DESCRIPTION OF THE TASK
Say how many lines in the data below contain the word "this", and give no other text.
══ DATASET ENTRIES
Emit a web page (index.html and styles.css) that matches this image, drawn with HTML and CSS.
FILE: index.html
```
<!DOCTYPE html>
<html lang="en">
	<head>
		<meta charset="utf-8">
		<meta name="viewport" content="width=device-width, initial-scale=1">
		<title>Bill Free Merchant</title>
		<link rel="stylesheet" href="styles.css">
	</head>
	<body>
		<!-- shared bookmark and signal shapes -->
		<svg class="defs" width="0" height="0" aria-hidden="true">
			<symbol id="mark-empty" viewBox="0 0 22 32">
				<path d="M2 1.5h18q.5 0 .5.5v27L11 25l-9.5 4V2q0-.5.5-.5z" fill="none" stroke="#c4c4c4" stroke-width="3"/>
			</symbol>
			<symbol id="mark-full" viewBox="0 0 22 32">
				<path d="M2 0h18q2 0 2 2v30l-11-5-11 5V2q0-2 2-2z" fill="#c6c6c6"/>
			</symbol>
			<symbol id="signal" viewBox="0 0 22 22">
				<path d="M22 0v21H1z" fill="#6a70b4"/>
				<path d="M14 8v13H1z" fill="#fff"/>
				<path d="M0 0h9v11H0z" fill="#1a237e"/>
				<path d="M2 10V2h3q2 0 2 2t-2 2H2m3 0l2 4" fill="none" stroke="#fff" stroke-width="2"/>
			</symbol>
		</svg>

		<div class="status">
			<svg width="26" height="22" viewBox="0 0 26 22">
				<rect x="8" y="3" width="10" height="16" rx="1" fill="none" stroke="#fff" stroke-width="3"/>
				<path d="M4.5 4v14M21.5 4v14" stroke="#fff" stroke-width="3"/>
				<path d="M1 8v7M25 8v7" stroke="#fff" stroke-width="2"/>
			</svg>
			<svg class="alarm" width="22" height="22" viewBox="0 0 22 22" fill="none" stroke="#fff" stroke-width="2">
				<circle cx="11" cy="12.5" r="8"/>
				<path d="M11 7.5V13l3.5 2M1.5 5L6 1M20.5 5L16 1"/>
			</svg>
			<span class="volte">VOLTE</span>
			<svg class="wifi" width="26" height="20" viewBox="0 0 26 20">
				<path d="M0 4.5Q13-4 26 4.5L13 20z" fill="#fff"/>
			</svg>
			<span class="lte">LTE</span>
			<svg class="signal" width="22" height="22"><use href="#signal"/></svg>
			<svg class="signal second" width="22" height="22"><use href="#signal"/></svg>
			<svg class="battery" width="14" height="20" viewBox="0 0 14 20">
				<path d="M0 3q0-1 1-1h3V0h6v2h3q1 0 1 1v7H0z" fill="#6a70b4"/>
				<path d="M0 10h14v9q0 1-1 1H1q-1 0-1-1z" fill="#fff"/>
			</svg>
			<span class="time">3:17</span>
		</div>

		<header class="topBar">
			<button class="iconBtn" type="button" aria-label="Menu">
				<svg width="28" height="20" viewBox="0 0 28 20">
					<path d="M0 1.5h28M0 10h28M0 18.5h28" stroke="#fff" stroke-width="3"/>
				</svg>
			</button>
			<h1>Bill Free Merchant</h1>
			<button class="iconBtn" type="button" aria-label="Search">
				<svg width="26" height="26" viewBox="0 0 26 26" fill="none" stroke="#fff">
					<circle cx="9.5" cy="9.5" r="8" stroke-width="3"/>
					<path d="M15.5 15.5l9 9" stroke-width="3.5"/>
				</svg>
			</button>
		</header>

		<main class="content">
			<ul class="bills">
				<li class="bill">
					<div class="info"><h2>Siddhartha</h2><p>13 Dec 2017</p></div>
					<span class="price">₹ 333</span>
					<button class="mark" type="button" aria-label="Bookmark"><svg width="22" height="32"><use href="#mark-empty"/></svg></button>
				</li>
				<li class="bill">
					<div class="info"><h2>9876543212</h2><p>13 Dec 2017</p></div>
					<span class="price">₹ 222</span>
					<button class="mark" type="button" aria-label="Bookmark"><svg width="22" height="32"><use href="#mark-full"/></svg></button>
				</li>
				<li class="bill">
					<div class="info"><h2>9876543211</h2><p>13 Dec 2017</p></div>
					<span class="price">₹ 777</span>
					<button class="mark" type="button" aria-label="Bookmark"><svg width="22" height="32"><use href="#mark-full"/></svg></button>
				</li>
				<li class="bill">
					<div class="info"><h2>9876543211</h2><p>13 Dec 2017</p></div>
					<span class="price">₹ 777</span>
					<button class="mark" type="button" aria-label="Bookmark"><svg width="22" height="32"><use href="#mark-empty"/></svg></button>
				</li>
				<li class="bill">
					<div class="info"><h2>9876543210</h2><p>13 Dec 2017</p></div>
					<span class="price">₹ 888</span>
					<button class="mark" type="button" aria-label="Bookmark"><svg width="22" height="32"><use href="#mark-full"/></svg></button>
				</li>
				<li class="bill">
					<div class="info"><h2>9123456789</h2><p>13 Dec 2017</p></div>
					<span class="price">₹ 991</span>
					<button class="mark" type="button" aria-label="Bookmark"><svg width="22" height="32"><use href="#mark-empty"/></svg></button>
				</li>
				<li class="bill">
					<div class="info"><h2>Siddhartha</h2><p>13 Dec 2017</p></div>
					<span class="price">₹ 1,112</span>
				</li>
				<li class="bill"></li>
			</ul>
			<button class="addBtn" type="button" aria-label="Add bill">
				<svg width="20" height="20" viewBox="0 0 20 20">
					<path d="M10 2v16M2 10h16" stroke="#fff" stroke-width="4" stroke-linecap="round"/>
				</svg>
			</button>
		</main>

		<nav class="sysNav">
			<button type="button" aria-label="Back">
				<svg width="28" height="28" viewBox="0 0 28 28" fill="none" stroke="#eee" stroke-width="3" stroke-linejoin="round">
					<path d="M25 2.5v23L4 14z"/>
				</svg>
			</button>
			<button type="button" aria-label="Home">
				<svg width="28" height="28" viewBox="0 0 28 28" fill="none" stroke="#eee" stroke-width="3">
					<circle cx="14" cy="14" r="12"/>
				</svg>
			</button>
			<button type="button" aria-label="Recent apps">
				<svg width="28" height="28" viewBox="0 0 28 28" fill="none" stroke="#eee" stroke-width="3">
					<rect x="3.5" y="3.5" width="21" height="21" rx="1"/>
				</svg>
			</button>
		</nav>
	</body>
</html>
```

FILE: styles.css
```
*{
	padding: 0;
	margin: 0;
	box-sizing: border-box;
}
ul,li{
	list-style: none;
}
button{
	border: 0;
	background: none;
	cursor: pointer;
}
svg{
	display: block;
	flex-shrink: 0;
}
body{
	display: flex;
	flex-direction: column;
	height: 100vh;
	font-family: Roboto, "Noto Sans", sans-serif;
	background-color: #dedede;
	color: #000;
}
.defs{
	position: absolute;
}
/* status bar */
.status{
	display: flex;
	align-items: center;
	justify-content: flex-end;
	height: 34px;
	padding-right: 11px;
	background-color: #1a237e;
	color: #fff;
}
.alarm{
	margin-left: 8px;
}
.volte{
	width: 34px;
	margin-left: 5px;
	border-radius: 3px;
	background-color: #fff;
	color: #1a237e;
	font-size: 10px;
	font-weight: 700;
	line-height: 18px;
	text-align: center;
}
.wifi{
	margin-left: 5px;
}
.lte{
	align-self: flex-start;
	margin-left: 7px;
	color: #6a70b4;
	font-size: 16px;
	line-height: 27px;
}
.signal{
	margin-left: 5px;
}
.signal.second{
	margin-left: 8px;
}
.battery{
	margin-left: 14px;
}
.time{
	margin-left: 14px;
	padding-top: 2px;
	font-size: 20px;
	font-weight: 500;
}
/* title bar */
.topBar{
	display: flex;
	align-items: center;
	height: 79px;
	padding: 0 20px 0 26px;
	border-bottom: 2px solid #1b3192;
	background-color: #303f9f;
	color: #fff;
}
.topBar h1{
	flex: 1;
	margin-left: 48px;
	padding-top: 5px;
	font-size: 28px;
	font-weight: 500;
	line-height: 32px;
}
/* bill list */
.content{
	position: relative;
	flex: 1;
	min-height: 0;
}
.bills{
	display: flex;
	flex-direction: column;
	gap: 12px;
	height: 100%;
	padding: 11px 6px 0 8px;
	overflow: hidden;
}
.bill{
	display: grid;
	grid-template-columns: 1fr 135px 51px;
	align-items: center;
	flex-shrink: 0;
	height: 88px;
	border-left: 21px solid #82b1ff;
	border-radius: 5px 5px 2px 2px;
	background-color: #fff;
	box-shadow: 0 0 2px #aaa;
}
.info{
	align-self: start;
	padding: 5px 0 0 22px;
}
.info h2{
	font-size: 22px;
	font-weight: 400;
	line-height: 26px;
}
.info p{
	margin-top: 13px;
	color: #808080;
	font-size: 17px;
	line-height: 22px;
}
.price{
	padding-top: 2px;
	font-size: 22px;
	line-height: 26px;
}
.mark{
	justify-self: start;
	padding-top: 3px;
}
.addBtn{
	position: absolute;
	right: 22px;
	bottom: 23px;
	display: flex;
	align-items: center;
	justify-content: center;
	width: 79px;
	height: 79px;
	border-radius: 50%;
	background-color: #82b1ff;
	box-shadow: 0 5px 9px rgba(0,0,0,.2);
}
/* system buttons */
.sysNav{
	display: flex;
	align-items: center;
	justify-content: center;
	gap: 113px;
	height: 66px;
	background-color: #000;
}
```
════
══ DATASET ENTRIES
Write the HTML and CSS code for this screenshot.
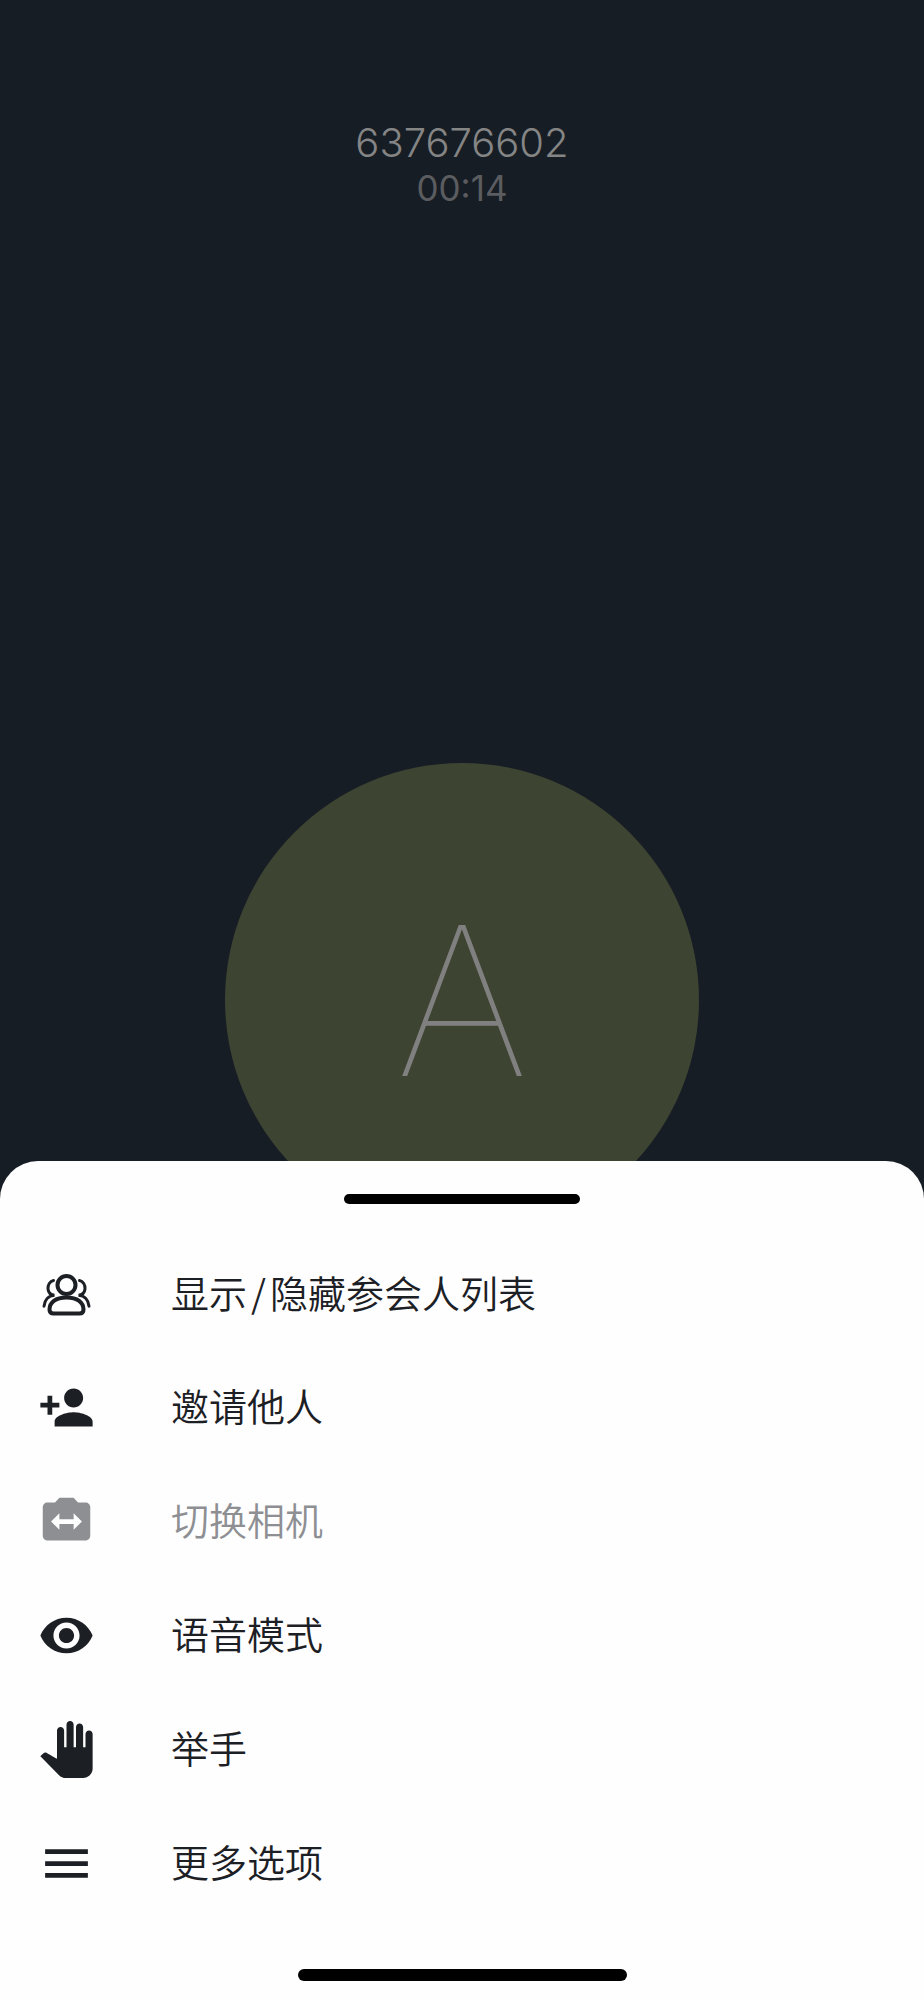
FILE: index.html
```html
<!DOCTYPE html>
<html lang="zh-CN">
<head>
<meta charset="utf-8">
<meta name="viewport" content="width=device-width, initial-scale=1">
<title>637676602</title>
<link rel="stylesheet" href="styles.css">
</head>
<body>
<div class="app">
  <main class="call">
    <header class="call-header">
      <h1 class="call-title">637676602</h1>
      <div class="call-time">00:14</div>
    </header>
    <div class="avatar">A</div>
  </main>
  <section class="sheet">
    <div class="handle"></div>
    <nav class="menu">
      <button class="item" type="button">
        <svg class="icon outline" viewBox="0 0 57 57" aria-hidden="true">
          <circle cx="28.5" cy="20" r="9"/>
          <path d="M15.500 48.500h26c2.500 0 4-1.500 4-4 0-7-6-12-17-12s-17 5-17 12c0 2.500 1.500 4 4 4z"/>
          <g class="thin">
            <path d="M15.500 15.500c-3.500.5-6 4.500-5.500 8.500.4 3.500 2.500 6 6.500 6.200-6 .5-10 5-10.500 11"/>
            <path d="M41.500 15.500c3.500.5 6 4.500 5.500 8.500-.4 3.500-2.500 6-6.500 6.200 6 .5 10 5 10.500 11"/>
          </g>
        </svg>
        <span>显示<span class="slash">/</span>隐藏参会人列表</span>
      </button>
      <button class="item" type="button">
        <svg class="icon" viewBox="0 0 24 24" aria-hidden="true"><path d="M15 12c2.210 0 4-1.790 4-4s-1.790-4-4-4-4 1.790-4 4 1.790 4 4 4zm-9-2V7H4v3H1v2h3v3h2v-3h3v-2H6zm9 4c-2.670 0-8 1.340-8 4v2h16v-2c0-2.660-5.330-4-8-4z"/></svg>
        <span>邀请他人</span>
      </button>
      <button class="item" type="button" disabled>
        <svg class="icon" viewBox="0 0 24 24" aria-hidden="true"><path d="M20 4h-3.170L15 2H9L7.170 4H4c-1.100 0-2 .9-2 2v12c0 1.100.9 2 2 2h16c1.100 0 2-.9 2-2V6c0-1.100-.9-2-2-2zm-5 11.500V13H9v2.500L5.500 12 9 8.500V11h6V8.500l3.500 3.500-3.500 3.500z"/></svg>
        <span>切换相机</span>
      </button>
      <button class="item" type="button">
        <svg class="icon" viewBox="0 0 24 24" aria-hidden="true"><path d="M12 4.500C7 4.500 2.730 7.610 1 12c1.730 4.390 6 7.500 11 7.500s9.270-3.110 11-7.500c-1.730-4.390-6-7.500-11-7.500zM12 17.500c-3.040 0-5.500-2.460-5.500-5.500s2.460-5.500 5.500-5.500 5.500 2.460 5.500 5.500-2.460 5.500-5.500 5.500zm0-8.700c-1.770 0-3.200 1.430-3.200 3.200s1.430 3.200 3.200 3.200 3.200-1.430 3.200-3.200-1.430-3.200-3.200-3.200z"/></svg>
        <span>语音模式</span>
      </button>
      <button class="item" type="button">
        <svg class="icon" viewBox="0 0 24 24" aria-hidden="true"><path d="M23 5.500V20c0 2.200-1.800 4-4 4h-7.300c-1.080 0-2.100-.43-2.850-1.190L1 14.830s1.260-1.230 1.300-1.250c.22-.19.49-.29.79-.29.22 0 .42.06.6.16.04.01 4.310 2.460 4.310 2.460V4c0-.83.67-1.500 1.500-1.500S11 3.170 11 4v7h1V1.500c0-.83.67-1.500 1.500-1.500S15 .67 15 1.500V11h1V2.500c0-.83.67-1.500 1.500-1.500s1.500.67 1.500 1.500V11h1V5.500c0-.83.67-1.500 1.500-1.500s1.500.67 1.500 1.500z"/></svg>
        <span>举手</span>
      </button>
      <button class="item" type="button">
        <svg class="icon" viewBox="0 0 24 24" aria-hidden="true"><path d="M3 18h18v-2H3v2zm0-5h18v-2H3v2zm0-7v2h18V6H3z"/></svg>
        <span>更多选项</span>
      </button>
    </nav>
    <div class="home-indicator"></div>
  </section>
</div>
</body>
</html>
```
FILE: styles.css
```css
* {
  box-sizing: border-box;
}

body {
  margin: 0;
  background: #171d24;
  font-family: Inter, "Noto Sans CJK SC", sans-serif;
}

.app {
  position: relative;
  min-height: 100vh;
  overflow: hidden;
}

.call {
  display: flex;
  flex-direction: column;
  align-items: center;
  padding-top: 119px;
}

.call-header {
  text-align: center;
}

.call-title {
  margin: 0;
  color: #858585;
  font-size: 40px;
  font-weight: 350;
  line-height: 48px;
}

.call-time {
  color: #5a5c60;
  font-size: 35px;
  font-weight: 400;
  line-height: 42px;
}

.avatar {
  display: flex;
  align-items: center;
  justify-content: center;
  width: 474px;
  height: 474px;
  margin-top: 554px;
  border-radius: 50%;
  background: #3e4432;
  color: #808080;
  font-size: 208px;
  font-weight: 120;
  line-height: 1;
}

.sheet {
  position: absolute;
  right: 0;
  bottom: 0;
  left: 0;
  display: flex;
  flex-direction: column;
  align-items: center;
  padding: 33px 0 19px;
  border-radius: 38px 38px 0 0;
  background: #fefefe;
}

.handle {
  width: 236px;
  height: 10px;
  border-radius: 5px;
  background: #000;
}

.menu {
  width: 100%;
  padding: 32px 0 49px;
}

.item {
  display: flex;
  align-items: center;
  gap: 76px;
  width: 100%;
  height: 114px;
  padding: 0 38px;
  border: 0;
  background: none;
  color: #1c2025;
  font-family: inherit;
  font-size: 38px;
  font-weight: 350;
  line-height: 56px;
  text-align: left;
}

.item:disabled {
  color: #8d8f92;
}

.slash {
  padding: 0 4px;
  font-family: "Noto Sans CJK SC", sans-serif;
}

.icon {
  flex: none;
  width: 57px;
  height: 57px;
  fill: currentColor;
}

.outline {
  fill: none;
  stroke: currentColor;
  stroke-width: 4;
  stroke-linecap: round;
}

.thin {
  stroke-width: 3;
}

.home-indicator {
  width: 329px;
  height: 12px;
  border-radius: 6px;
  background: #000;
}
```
════
THE RESPONSE
2